# Excerpted data start
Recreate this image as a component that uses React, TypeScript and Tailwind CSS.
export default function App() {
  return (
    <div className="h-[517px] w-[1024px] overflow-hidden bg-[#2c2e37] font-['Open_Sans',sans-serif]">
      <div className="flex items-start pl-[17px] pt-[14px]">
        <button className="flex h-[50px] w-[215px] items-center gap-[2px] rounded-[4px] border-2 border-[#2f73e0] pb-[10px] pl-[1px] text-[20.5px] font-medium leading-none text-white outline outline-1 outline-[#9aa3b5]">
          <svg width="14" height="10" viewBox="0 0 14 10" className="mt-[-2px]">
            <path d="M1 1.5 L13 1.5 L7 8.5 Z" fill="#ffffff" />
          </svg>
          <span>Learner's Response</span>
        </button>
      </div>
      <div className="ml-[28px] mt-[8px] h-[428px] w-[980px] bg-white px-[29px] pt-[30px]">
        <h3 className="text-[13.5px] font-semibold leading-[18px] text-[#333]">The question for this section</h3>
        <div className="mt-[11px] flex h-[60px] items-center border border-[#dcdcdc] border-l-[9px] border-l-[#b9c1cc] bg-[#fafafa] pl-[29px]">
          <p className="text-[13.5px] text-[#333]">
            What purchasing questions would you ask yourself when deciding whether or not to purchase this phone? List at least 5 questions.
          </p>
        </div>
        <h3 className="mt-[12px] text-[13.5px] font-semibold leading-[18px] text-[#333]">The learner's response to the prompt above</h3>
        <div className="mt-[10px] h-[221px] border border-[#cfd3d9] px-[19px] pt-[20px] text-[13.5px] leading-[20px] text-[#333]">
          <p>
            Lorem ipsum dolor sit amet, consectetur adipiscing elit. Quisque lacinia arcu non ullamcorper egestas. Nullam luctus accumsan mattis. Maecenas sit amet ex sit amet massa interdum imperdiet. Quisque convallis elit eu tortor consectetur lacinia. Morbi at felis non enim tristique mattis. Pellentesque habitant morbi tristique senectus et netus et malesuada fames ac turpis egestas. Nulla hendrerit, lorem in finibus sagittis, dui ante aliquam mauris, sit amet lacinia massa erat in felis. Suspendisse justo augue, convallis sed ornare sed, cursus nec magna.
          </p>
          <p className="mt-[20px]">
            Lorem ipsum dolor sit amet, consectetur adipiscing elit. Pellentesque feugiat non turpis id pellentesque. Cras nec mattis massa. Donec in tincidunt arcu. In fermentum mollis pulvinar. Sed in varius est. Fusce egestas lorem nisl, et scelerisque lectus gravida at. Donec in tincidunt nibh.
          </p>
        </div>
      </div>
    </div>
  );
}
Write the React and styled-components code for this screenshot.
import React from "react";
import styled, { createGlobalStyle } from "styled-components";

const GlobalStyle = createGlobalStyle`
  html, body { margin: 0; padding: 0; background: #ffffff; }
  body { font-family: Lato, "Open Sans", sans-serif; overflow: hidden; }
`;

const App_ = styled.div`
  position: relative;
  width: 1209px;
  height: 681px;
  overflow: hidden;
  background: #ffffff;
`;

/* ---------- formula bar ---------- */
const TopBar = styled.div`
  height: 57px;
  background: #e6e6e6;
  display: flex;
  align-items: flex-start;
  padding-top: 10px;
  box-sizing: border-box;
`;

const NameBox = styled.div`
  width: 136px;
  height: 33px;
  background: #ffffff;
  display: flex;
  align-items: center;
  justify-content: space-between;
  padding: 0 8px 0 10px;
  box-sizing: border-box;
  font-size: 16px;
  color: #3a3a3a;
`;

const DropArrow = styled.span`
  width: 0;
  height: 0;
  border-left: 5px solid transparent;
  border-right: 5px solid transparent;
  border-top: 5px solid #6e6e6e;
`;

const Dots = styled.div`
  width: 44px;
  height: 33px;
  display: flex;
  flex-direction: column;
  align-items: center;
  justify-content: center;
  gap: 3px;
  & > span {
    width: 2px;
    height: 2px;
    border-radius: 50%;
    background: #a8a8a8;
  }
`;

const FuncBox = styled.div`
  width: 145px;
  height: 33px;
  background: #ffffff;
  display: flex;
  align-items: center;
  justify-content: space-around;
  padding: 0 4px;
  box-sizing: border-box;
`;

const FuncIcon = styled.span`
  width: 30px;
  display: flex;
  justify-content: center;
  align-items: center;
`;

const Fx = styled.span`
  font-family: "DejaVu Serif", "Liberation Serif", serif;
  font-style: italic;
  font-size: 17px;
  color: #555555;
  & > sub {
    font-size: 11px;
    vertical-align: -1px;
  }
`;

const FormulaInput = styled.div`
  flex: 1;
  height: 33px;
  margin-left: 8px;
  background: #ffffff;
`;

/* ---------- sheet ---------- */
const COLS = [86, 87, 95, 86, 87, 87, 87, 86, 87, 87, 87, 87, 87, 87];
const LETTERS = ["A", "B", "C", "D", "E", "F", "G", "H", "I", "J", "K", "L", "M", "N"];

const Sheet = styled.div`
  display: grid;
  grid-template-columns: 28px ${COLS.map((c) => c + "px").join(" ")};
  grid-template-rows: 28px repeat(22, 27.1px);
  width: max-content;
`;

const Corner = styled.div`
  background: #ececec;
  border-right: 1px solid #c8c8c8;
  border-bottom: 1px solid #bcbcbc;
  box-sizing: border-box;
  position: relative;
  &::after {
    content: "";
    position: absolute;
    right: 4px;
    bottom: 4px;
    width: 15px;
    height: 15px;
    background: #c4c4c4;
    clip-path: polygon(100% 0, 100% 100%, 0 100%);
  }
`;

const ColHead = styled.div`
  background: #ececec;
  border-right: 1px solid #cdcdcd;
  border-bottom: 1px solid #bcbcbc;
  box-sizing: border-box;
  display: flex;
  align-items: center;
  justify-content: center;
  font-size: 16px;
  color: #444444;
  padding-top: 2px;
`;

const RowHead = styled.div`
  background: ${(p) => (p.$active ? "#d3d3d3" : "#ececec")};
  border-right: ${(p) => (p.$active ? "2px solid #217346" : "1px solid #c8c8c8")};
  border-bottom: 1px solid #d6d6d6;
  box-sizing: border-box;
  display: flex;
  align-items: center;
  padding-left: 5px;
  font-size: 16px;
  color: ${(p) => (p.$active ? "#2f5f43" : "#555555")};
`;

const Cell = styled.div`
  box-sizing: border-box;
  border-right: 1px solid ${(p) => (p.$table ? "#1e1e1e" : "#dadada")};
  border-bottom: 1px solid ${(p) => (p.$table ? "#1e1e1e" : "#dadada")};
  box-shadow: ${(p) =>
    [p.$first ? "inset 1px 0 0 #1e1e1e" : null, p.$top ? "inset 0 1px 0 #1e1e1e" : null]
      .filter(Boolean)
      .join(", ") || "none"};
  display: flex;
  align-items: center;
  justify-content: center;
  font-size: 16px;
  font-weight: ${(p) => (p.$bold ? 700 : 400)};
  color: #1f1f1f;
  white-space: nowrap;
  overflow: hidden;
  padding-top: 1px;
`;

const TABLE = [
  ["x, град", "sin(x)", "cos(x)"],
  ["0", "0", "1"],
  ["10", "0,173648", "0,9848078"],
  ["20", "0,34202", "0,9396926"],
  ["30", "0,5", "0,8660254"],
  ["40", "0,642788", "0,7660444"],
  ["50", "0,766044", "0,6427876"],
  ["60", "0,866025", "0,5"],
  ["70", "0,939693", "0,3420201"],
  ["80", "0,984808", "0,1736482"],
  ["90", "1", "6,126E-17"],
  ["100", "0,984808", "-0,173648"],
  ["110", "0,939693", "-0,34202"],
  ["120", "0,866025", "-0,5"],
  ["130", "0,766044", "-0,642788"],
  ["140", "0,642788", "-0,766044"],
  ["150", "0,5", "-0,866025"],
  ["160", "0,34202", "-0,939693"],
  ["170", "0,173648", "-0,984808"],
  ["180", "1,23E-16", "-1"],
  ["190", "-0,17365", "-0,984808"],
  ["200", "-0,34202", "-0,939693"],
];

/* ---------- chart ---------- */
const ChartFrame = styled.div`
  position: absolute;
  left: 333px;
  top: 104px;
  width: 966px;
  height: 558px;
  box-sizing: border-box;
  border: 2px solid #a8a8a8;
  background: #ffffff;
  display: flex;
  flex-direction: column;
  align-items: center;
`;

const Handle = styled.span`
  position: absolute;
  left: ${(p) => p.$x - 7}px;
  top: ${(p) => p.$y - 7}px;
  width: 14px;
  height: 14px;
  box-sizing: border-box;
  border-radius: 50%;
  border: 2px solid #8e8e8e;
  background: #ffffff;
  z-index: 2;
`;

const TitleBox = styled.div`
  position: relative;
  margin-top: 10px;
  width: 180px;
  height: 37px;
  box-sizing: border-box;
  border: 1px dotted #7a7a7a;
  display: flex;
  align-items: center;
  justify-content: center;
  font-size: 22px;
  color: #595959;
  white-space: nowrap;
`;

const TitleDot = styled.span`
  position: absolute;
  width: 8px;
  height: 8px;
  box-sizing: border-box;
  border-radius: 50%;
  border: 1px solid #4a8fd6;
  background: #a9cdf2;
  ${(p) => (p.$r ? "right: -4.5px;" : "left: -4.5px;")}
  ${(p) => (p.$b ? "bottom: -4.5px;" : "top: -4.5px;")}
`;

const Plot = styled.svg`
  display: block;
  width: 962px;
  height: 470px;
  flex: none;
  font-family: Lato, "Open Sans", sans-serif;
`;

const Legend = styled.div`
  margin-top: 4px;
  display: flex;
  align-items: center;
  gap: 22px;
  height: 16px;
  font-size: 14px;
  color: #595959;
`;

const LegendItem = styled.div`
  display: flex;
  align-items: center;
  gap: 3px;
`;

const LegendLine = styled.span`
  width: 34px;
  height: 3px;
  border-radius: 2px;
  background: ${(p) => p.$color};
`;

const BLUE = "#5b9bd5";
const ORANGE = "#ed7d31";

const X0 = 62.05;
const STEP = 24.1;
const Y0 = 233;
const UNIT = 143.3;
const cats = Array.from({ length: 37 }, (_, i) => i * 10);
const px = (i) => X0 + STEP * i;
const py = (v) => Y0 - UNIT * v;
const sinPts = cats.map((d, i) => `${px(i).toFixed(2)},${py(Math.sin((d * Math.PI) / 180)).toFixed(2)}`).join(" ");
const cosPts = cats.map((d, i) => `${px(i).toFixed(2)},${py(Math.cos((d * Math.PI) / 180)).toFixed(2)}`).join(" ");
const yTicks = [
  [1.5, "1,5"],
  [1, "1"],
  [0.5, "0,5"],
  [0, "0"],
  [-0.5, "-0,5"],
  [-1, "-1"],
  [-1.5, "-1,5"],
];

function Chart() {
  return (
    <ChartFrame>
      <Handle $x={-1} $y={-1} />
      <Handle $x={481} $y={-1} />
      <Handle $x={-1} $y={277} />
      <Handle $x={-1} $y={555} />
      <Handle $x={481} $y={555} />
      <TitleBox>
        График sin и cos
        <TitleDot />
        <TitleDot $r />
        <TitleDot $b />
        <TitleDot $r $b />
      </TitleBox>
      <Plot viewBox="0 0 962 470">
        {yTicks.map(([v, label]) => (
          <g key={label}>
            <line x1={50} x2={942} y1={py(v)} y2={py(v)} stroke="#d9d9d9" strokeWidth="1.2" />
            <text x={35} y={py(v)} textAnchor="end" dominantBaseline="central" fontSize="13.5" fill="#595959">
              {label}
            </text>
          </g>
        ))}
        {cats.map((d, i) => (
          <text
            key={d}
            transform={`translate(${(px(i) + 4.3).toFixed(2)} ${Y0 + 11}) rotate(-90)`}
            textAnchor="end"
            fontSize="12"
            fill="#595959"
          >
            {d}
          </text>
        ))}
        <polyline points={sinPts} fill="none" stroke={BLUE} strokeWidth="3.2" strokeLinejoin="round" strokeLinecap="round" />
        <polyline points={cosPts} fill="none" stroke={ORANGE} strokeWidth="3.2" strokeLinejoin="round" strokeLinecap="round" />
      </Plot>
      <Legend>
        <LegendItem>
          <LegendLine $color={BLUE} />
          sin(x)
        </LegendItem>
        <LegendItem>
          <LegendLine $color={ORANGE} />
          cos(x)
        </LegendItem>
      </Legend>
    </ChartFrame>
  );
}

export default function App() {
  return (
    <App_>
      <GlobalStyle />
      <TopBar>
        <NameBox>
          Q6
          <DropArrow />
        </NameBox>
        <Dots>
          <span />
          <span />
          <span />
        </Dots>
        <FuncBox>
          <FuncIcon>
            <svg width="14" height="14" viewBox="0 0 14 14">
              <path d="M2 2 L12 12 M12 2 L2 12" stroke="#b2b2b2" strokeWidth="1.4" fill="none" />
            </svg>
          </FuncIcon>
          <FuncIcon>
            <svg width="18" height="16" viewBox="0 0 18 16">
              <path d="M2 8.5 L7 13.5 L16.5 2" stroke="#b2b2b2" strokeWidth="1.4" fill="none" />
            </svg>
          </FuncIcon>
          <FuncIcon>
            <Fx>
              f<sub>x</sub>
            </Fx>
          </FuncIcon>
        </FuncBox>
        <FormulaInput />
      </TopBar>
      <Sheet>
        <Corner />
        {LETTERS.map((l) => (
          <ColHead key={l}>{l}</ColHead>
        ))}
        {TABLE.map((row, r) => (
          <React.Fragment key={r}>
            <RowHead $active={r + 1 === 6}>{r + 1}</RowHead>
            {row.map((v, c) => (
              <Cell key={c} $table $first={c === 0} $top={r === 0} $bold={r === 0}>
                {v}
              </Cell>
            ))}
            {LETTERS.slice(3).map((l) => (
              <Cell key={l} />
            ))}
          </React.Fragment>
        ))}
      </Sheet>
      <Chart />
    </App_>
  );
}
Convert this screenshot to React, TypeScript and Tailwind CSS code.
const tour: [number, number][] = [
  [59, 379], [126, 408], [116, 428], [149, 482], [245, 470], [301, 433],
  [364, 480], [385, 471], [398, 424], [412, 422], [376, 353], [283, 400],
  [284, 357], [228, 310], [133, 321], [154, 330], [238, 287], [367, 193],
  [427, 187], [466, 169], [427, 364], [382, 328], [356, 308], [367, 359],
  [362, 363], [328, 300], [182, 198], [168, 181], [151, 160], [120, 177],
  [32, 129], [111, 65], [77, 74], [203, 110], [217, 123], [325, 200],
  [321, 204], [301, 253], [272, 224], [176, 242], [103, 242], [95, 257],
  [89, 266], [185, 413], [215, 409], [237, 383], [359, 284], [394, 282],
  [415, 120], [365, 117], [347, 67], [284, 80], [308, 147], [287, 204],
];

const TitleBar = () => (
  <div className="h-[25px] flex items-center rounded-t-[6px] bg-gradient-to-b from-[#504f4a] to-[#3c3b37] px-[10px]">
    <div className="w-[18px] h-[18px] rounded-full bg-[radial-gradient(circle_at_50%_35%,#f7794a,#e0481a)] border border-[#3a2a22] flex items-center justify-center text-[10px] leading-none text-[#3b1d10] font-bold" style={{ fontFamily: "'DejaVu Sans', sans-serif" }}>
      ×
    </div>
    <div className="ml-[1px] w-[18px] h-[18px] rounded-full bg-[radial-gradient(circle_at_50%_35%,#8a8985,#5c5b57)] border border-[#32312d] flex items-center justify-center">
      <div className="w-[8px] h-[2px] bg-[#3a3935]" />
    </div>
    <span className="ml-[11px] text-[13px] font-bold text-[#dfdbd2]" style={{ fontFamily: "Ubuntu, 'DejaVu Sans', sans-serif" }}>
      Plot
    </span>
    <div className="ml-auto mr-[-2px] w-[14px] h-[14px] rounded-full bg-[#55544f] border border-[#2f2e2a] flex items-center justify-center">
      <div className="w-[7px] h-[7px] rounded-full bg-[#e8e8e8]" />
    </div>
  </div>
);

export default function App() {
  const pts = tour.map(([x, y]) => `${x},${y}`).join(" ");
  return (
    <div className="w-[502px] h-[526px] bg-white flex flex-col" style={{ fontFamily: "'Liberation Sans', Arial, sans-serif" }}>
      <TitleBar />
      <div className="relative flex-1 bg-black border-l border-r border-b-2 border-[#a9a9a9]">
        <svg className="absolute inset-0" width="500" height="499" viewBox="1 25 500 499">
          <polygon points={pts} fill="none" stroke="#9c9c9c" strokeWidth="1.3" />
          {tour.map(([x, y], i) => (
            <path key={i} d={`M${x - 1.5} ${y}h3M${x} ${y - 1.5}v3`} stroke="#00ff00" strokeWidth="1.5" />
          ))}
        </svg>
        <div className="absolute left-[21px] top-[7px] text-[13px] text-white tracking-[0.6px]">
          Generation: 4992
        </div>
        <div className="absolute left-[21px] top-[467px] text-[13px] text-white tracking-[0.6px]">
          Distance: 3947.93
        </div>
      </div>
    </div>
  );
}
# Excerpted data end
**Task description:** Return every line in the listing that contains the word "React".

**Response to this exercise:**
Recreate this image as a component that uses React, TypeScript and Tailwind CSS.
Write the React and styled-components code for this screenshot.
import React from "react";
          <React.Fragment key={r}>
          </React.Fragment>
Convert this screenshot to React, TypeScript and Tailwind CSS code.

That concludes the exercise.